Salesforce, HubSpot, Netsuite, Microsoft 365 and Asana are some of the cloud-based tools that you may be using at work, while Netflix and Spotify are probably heavily relied on at home. On average, every employee uses eight SaaS business applications, and for companies with around 50 employees, this rises to around 40 apps in use in total.

 

The link between cloud and connectivity

As well as SaaS, businesses are removing their on-premises hardware and switching to cloud for business-critical activities, such as storage. A good move as another recent study by Multisoft Virtual Academy suggests that cloud computing can be up to 40x more cost-effective for SMBs, compared to on-premises IT. Just think, no more maintenance costs or out-of-date tech.

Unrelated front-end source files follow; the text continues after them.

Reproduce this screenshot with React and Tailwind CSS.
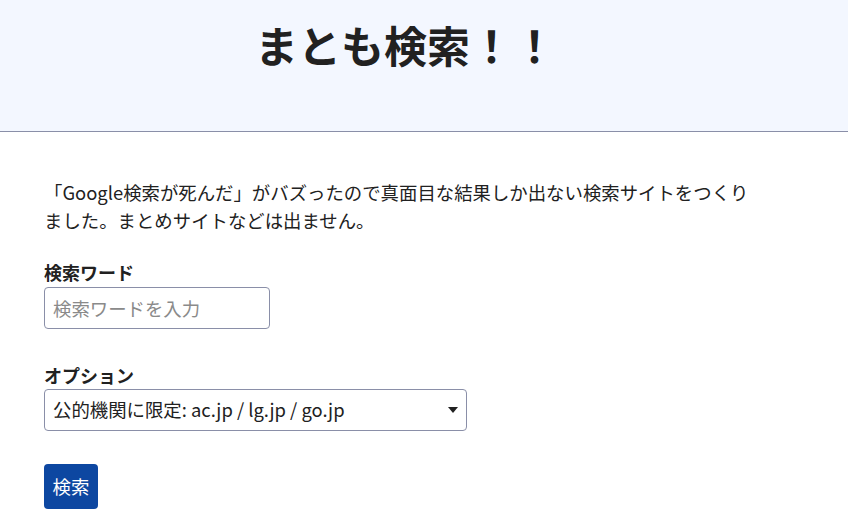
import React, { useState } from "react";

const options = [
  "公的機関に限定: ac.jp / lg.jp / go.jp",
  "制限なし",
];

export default function App() {
  const [word, setWord] = useState("");
  const [option, setOption] = useState(options[0]);

  return (
    <div
      className="min-h-screen bg-white text-[#212121]"
      style={{ fontFamily: '"Noto Sans CJK JP", "Noto Sans", sans-serif' }}
    >
      {/* Header */}
      <header className="h-[132px] bg-[#f3f7ff] border-b border-[#8a8fa8]">
        <h1 className="pl-[255px] pt-[14px] text-[43px] leading-[60px] font-bold">
          まとも検索！！
        </h1>
      </header>

      {/* Body */}
      <main className="px-[44px] pt-[46px]">
        <p className="w-[712px] text-[18.4px] leading-[28px]">
          「Google検索が死んだ」がバズったので真面目な結果しか出ない検索サイトをつくりました。まとめサイトなどは出ません。
        </p>

        <div className="mt-[26px]">
          <label className="block text-[18px] leading-[24px] font-bold">
            検索ワード
          </label>
          <input
            value={word}
            onChange={(e) => setWord(e.target.value)}
            placeholder="検索ワードを入力"
            className="mt-[3px] w-[226px] h-[42px] px-[8px] text-[18.4px] border border-[#8a8fa8] rounded-[4px] placeholder:text-[#8a8a8a] outline-none"
          />
        </div>

        <div className="mt-[34px]">
          <label className="block text-[18px] leading-[24px] font-bold">
            オプション
          </label>
          <div className="relative mt-[2px] w-[423px]">
            <select
              value={option}
              onChange={(e) => setOption(e.target.value)}
              className="appearance-none w-full h-[42px] pl-[8px] pr-[30px] text-[18.4px] bg-white border border-[#8a8fa8] rounded-[4px] outline-none"
            >
              {options.map((o) => (
                <option key={o}>{o}</option>
              ))}
            </select>
            <svg
              className="absolute right-[9px] top-[18px] pointer-events-none"
              width="10"
              height="6"
              viewBox="0 0 10 6"
            >
              <path d="M0 0h10L5 6z" fill="#212121" />
            </svg>
          </div>
        </div>

        <button className="mt-[33px] w-[54px] h-[45px] rounded-[4px] bg-[#0d47a1] text-white text-[18.4px]">
          検索
        </button>
      </main>
    </div>
  );
}
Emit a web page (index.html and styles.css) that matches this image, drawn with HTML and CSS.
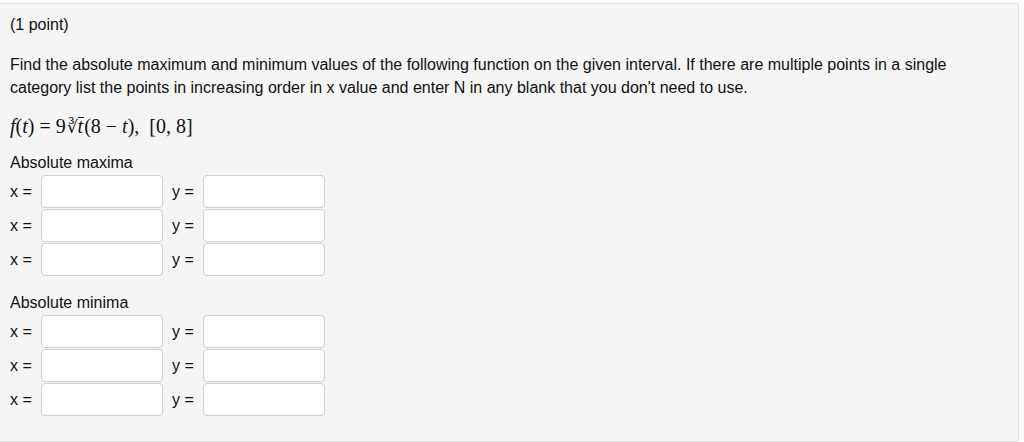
FILE: index.html
```html
<!DOCTYPE html>
<html>
<head>
<meta charset="utf-8">
<link rel="stylesheet" href="styles.css">
</head>
<body>
<div class="panel">
  <p class="points">(1 point)</p>
  <p class="prompt">Find the absolute maximum and minimum values of the following function on the given interval. If there are multiple points in a single category list the points in increasing order in x value and enter N in any blank that you don't need to use.</p>
  <p class="formula"><i>f</i>(<i>t</i>) = 9<span class="rsign">∛</span><span class="rad"><i>t</i></span>(8 − <i>t</i>), &nbsp;[0, 8]</p>

  <p class="group-title">Absolute maxima</p>
  <div class="rows">
    <div class="row"><span class="lbl">x =</span><span class="box"></span><span class="lbl lbl-y">y =</span><span class="box"></span></div>
    <div class="row"><span class="lbl">x =</span><span class="box"></span><span class="lbl lbl-y">y =</span><span class="box"></span></div>
    <div class="row"><span class="lbl">x =</span><span class="box"></span><span class="lbl lbl-y">y =</span><span class="box"></span></div>
  </div>

  <p class="group-title second">Absolute minima</p>
  <div class="rows">
    <div class="row"><span class="lbl">x =</span><span class="box"></span><span class="lbl lbl-y">y =</span><span class="box"></span></div>
    <div class="row"><span class="lbl">x =</span><span class="box"></span><span class="lbl lbl-y">y =</span><span class="box"></span></div>
    <div class="row"><span class="lbl">x =</span><span class="box"></span><span class="lbl lbl-y">y =</span><span class="box"></span></div>
  </div>
</div>
</body>
</html>
```

FILE: styles.css
```css
html, body {
  margin: 0;
  padding: 0;
  background: #ffffff;
}
body {
  font-family: "Liberation Sans", Arial, sans-serif;
  font-size: 16px;
  color: #111111;
}
.panel {
  box-sizing: border-box;
  margin-top: 3px;
  width: 1019px;
  height: 439px;
  background: #f5f5f5;
  border: 1px solid #e2e2e2;
  border-left: none;
  border-radius: 0 3px 3px 0;
  padding: 9px 10px 0 10px;
}
p {
  margin: 0;
  line-height: 23px;
}
.prompt {
  margin-top: 17px;
  width: 975px;
}
.formula {
  font-family: "Liberation Serif", "Times New Roman", serif;
  font-size: 20px;
  line-height: 28px;
  margin-top: 13px;
  color: #111;
}
.formula i {
  font-style: italic;
}
.rsign {
  font-family: "DejaVu Serif", serif;
  font-size: 17px;
  margin-left: 1px;
}
.rad {
  border-top: 1px solid #111;
  display: inline-block;
  line-height: 17px;
  padding-right: 1px;
}
.group-title {
  margin-top: 10px;
}
.group-title.second {
  margin-top: 15px;
}
.rows {
  display: flex;
  flex-direction: column;
  gap: 1px;
  margin-top: 1px;
}
.row {
  display: flex;
  align-items: center;
  height: 33px;
}
.lbl {
  width: 31px;
  line-height: 33px;
}
.lbl-y {
  width: 31px;
  padding-left: 9px;
}
.box {
  box-sizing: border-box;
  width: 122px;
  height: 33px;
  background: #ffffff;
  border: 1px solid #cfcfcf;
  border-radius: 4px;
}
```
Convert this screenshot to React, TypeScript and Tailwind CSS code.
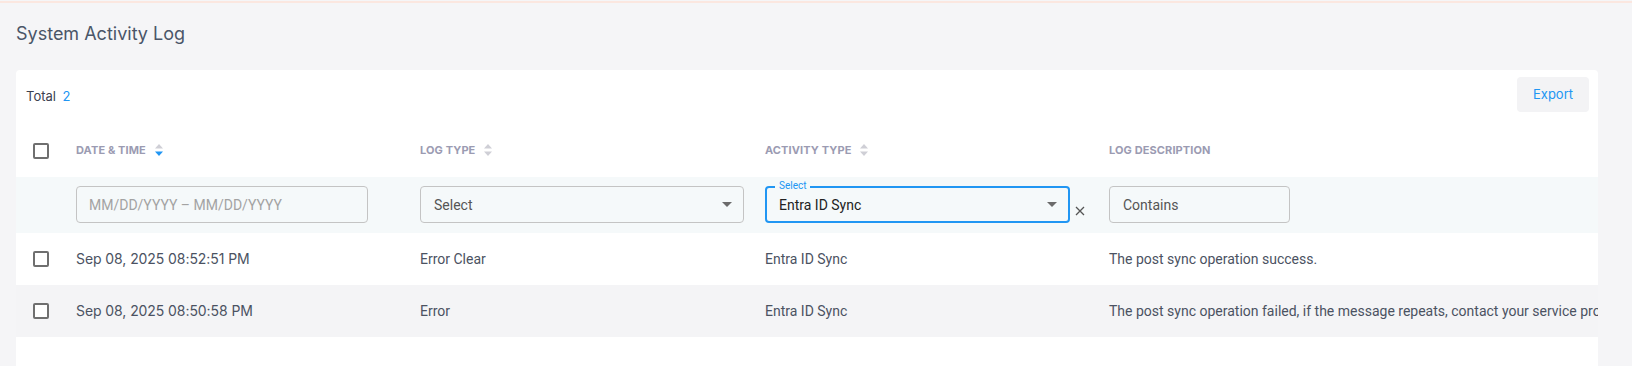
import React from 'react'

interface LogRow {
  id: number
  date: string
  logType: string
  activity: string
  description: string
}

const ROWS: LogRow[] = [
  { id: 1, date: 'Sep 08, 2025 08:52:51 PM', logType: 'Error Clear', activity: 'Entra ID Sync', description: 'The post sync operation success.' },
  { id: 2, date: 'Sep 08, 2025 08:50:58 PM', logType: 'Error', activity: 'Entra ID Sync', description: 'The post sync operation failed, if the message repeats, contact your service provider.' },
]

function SortIcon({ active }: { active?: boolean }) {
  return (
    <svg width="8" height="13" viewBox="0 0 8 13" className="ml-[9px] shrink-0">
      <path d="M4 0 L8 4.5 L0 4.5 Z" fill="#cfcfd6" />
      <path d="M0 7.5 L8 7.5 L4 12 Z" fill={active ? '#2196f3' : '#cfcfd6'} />
    </svg>
  )
}

function Caret() {
  return (
    <svg width="10" height="5" viewBox="0 0 10 5" className="shrink-0">
      <path d="M0 0 L10 0 L5 5 Z" fill="#6b6b6b" />
    </svg>
  )
}

function Checkbox() {
  return <div className="w-4 h-4 rounded-[2px] border-2 border-[#6f6f6f] bg-white" />
}

export default function App() {
  return (
    <div className="w-[1632px] h-[366px] overflow-hidden bg-[#f5f5f7] font-['Inter',sans-serif]">
      <div className="h-px bg-[#f5f5f7]" />
      <div className="h-[2px] bg-[#fbe7e0]" />

      {/* Title */}
      <h1 className="px-4 pt-[19px] h-[67px] text-[18px] leading-6 text-[#4a5568]">System Activity Log</h1>

      {/* Card */}
      <div className="ml-4 w-[1582px] bg-white rounded-t-[4px] overflow-hidden">
        <div className="h-[54px] flex items-start justify-between pl-[10px] pr-[9px]">
          <p className="pt-[16px] text-[13px] leading-5 text-[#3c4150]">
            Total <span className="ml-[3px] text-[#2196f3]">2</span>
          </p>
          <button className="mt-[7px] w-[72px] h-[35px] rounded-[4px] bg-[#f3f3f5] text-[13px] text-[#2196f3]">Export</button>
        </div>

        {/* Header row */}
        <div className="flex h-[53px] items-center text-[11px] font-bold uppercase tracking-[0.01em] text-[#9b9bb2] whitespace-nowrap">
          <div className="w-[44px] pl-[17px] shrink-0"><Checkbox /></div>
          <div className="w-[344px] pl-4 shrink-0 flex items-center">Date &amp; Time<SortIcon active /></div>
          <div className="w-[345px] pl-4 shrink-0 flex items-center">Log Type<SortIcon /></div>
          <div className="w-[344px] pl-4 shrink-0 flex items-center">Activity Type<SortIcon /></div>
          <div className="w-[600px] pl-4 shrink-0">Log Description</div>
        </div>

        {/* Filter row */}
        <div className="flex h-[56px] pt-[9px] bg-[#f5f9fa] text-sm font-['Roboto',sans-serif]">
          <div className="w-[44px] shrink-0" />
          <div className="w-[344px] pl-4 shrink-0">
            <div className="w-[292px] h-[37px] border border-[#c4c4c4] rounded-[4px] flex items-center px-[12px] text-[#a3a3a3]">
              MM/DD/YYYY – MM/DD/YYYY
            </div>
          </div>
          <div className="w-[345px] pl-4 shrink-0">
            <div className="w-[324px] h-[37px] border border-[#c4c4c4] rounded-[4px] flex items-center justify-between pl-[13px] pr-[11px] text-[#555]">
              <span>Select</span>
              <Caret />
            </div>
          </div>
          <div className="w-[344px] pl-4 shrink-0 flex items-start">
            <div className="relative w-[305px] h-[37px] border-2 border-[#2196f3] rounded-[4px] flex items-center justify-between pl-[12px] pr-[11px] text-[#222]">
              <span className="absolute -top-[9px] left-[8px] px-[4px] bg-[#f5f9fa] text-[10px] leading-[14px] text-[#2196f3]">Select</span>
              <span>Entra ID Sync</span>
              <Caret />
            </div>
            <svg width="10" height="10" viewBox="0 0 10 10" className="ml-[5px] mt-[20px]">
              <path d="M1 1 L9 9 M9 1 L1 9" stroke="#555" strokeWidth="1.3" />
            </svg>
          </div>
          <div className="w-[600px] pl-4 shrink-0">
            <div className="w-[181px] h-[37px] border border-[#c4c4c4] rounded-[4px] flex items-center px-[13px] text-[#555]">
              Contains
            </div>
          </div>
        </div>

        {/* Data rows */}
        {ROWS.map((row, i) => (
          <div
            key={row.id}
            className={`flex h-[52px] items-center text-sm font-['Roboto',sans-serif] text-[#4b5262] whitespace-nowrap ${i % 2 === 1 ? 'bg-[#f4f4f6]' : 'bg-white'}`}
          >
            <div className="w-[44px] pl-[17px] shrink-0"><Checkbox /></div>
            <div className="w-[344px] pl-4 shrink-0 font-['Inter',sans-serif] tracking-[-0.08px]">{row.date}</div>
            <div className="w-[345px] pl-4 shrink-0">{row.logType}</div>
            <div className="w-[344px] pl-4 shrink-0">{row.activity}</div>
            <div className="w-[700px] pl-4 shrink-0">{row.description}</div>
          </div>
        ))}
        <div className="h-[40px] bg-white" />
      </div>
    </div>
  )
}
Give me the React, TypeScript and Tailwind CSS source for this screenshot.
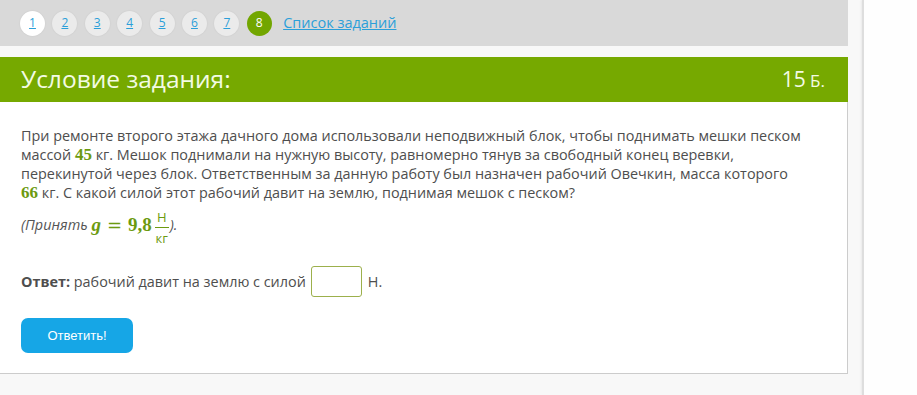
const pages = [1, 2, 3, 4, 5, 6, 7];

function Mn({ children }: { children: React.ReactNode }) {
  return (
    <span className="font-['Liberation_Serif',serif] font-bold text-[17px] text-[#6c9a10]">
      {children}
    </span>
  );
}

export default function App() {
  return (
    <div className="flex w-[917px] h-[395px] overflow-hidden bg-[#f8f8f8] font-['Open_Sans',sans-serif]">
      <div className="w-[848px] shrink-0 flex flex-col">
        <nav className="h-[46px] bg-[#d9d9d9] flex items-center pl-[20px] gap-[7.4px]">
          {pages.map((p) => (
            <a
              key={p}
              href="#"
              className={`w-[25px] h-[25px] rounded-full flex items-center justify-center text-[12px] text-[#2b9fd9] underline shadow-[0_0_2px_rgba(0,0,0,0.08)] ${
                p === 1 ? "bg-white" : "bg-[#ebebeb]"
              }`}
            >
              {p}
            </a>
          ))}
          <span className="w-[25px] h-[25px] rounded-full flex items-center justify-center text-[12px] text-white bg-[#72a600]">
            8
          </span>
          <a href="#" className="ml-[4px] text-[14.5px] text-[#2b9fd9] underline">
            Список заданий
          </a>
        </nav>
        <div className="h-[11px]" />
        <header className="h-[45px] bg-[#76a900] flex items-center justify-between pl-[21px] pr-[23px] text-[#f3fbe4]">
          <h1 className="text-[24.5px] leading-none">Условие задания:</h1>
          <span className="leading-none">
            <span className="text-[21px]">15</span>
            <span className="text-[17px]"> Б.</span>
          </span>
        </header>
        <main className="h-[272px] bg-white border-r border-b border-[#cccccc] pl-[21px] pt-[24px] text-[14.4px] text-[#4e4e4e]">
          <div className="leading-[19px]">
            <div className="whitespace-nowrap">
              При ремонте второго этажа дачного дома использовали неподвижный блок, чтобы поднимать мешки песком
            </div>
            <div className="whitespace-nowrap">
              массой <Mn>45</Mn> кг. Мешок поднимали на нужную высоту, равномерно тянув за свободный конец веревки,
            </div>
            <div className="whitespace-nowrap">
              перекинутой через блок. Ответственным за данную работу был назначен рабочий Овечкин, масса которого
            </div>
            <div className="whitespace-nowrap">
              <Mn>66</Mn> кг. С какой силой этот рабочий давит на землю, поднимая мешок с песком?
            </div>
          </div>
          <div className="flex items-center h-[42px] mt-[2px] italic text-[#555]">
            <span>(Принять&nbsp;</span>
            <span className="font-['Liberation_Serif',serif] text-[19px] text-[#6c9a10] flex items-center">
              <span className="italic font-bold">g</span>
              <span className="not-italic font-['DejaVu_Serif',serif] text-[18px] mx-[6px]">=</span>
              <span className="not-italic font-bold">9,8</span>
            </span>
            <span className="flex flex-col items-center not-italic text-[13px] leading-[16px] text-[#6c9a10] ml-[3px] mt-[4px]">
              <span>Н</span>
              <span className="w-[14px] border-t border-[#6c9a10] my-[2px]" />
              <span>кг</span>
            </span>
            <span className="ml-[1px]">).</span>
          </div>
          <div className="flex items-center mt-[20px]">
            <span className="font-bold">Ответ:</span>
            <span>&nbsp;рабочий давит на землю с силой</span>
            <input
              type="text"
              className="ml-[5px] w-[51px] h-[31px] border border-[#9cb04c] rounded-[3px] outline-none"
            />
            <span className="ml-[6px]">Н.</span>
          </div>
          <button className="mt-[21px] w-[112px] h-[35px] rounded-[7px] bg-[#16a6e6] text-white text-[13px] font-['Liberation_Sans',sans-serif]">
            Ответить!
          </button>
        </main>
      </div>
      <div className="w-[14px] shrink-0" />
      <div className="flex-1 bg-[#fefefe] border-l-2 border-[#dedede] shadow-[-1px_0_2px_rgba(0,0,0,0.06)]" />
    </div>
  );
}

But, is that the only thing to consider? With most companies deciding that cloud applications are the future what’s the knock on effect to the underlying connectivity? People haven’t worked in offices for the past year, so while they’ve got more reliant on cloud applications and cloud servers, the office bandwidth hasn’t been considered. With offices opening their doors again, running business-critical cloud applications for a whole workforce through consumer fibre just isn’t going to cut it.

 

New bandwidth-hungry ways to communicate

Activities such as video conferencing which has been most people’s preferred communication method over the past year, and telephone calls over VoIP networks, quickly use up bandwidth. If the bandwidth isn’t available to allow the speech and picture to be packaged up, travel across the internet and be unpackaged at the other end in the correct order, you’re going to have a problem. We’ve all experienced the frustrations while home working of glitchy video and calls dropping – and while it’s been tolerated with home broadband, it’s not an experience we want in the office.

Video meetings and online collaboration are here to stay, so before our offices truly welcome back our employees, businesses absolutely must review their internet speeds to ensure that productivity is not lost.

 

Fibre connectivity advancements

Thankfully, a full fibre program is being rolled out across the UK. This means that the old copper network that once provided our internet connectivity is being replaced by fibre which allows information to travel along it at much faster speeds.

Large areas of the country can already switch to an ethernet service capable of delivering gigabit speeds, and others have FTTP or FTTC available which can increase speeds dramatically.

Most agnostic suppliers (we’re one of them) will be able to find out what internet speeds are available at your postcode on what technologies and at what cost. So, whether or not you think you need it, it’s worth 10 minutes of your time to check out the options and whether there are faster and/or cheaper speeds available – be it faster broadband or full gigabit ethernet.

With up to 40x savings to be made by doing more in the cloud, every business needs to ensure that reliable, fast internet is simply business as usual.